The study, “Negative metacognitive beliefs predict sexual distress over and above pain in women with endometriosis,” was published in the Archives of Women’s Mental Health.
Endometriosis is a chronic inflammatory disease caused by the abnormal growth of womb cells outside the uterus, estimated to affect up to 10 percent of all women of reproductive age.
The condition is usually associated with chronic pelvic pain, infertility, painful or irregular menstrual cycles (dysmenorrhea), painful bowel movements (dyschezia) and/or urination (dysuria), painful sexual intercourse (dyspareunia), mental health issues, and low quality of life.
Among women with endometriosis, chronic pain and painful sexual intercourse are major contributors to sexual dysfunction, which includes less sexual desire and/or lubrication, arousal difficulties, and orgasm disorders.
However, very few studies focused on evaluating sexual distress, defined as negative feelings toward sexual life, including worry, anger, guilt, frustration, and dissatisfaction, in these women.
In this study, researchers set out to explore whether painful sexual intercourse, general chronic pain, and negative beliefs could be good predictors of sexual distress in a group of women with endometriosis.
The cross-sectional study enrolled 96 women between the ages of 22 and 51 with a confirmed diagnosis of endometriosis.
Demographic and clinical data were gathered through structured surveys. Negative beliefs were assessed by the Metacognitions Questionnaire and sexual distress were assessed by the Female Sexual Distress Scale-R. Chronic pain intensity was measured with a numeric rating scale.
Most women reported experiencing generalized chronic pain (81%), painful sexual intercourse (66%), and sexual distress (76%) in the three months leading up to the study.
Correlation analysis revealed that negative beliefs, but not chronic pain nor painful sexual intercourse, were good predictors of sexual distress in women with endometriosis.
“Our findings showed that dyspareunia and chronic pain have no impact on sexual distress in this population. This means that women who reported sexual distress did not differ from women who did not report sexual distress as regards to dyspareunia and chronic pain,” the researchers wrote.
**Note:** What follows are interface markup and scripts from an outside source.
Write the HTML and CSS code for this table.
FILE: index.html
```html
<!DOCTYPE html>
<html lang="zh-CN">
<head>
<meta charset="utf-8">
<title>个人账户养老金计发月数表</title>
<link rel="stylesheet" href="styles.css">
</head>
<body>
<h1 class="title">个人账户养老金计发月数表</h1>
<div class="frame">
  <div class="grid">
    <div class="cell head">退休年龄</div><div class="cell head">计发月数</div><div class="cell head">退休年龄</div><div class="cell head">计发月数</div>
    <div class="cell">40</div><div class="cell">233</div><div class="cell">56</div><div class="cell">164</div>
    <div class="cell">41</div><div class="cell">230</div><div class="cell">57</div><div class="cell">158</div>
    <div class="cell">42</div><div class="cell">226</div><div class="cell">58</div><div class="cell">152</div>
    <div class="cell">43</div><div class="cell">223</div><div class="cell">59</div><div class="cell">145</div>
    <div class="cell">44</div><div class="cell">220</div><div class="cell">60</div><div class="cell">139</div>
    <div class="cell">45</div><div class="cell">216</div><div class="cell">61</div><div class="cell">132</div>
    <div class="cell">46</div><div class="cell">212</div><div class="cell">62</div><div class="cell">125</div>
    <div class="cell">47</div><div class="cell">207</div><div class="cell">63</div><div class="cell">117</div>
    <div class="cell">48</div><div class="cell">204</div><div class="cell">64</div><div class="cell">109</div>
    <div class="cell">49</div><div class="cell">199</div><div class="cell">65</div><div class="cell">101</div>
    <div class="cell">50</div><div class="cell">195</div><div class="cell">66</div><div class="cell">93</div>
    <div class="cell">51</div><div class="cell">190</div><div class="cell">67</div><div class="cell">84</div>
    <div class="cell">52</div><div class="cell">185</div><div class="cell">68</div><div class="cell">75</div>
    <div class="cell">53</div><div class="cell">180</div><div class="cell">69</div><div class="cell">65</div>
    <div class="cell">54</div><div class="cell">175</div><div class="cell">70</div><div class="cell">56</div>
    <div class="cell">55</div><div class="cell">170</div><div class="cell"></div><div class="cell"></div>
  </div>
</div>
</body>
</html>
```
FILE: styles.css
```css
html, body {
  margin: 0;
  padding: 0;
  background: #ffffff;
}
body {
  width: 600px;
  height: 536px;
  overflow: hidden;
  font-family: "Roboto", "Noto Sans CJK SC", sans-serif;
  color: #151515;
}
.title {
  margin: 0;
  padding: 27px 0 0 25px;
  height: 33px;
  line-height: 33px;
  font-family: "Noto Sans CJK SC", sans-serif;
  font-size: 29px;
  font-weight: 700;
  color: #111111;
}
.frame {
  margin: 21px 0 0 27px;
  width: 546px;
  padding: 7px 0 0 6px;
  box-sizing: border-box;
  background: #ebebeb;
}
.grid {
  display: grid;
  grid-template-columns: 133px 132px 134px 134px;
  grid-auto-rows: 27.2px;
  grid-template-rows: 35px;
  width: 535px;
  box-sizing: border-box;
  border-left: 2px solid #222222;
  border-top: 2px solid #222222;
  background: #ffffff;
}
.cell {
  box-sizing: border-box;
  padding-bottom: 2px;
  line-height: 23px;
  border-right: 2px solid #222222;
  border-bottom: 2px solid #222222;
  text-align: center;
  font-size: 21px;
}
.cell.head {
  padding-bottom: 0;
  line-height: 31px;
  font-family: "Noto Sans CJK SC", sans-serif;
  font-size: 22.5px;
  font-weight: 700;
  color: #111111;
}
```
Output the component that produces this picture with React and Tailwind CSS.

“We can conclude that sexual health is not merely the absence of pain during sexual intercourse. Women with sexual distress, even if not reporting dyspareunia or chronic pain, should be kept into account for sexual health enhancement,” they added. “Treatments should not be limited to the improvement of sexual functioning but include psychological and cognitive focus. Metacognitive therapy may be beneficial for women with sexual distress related to endometriosis.”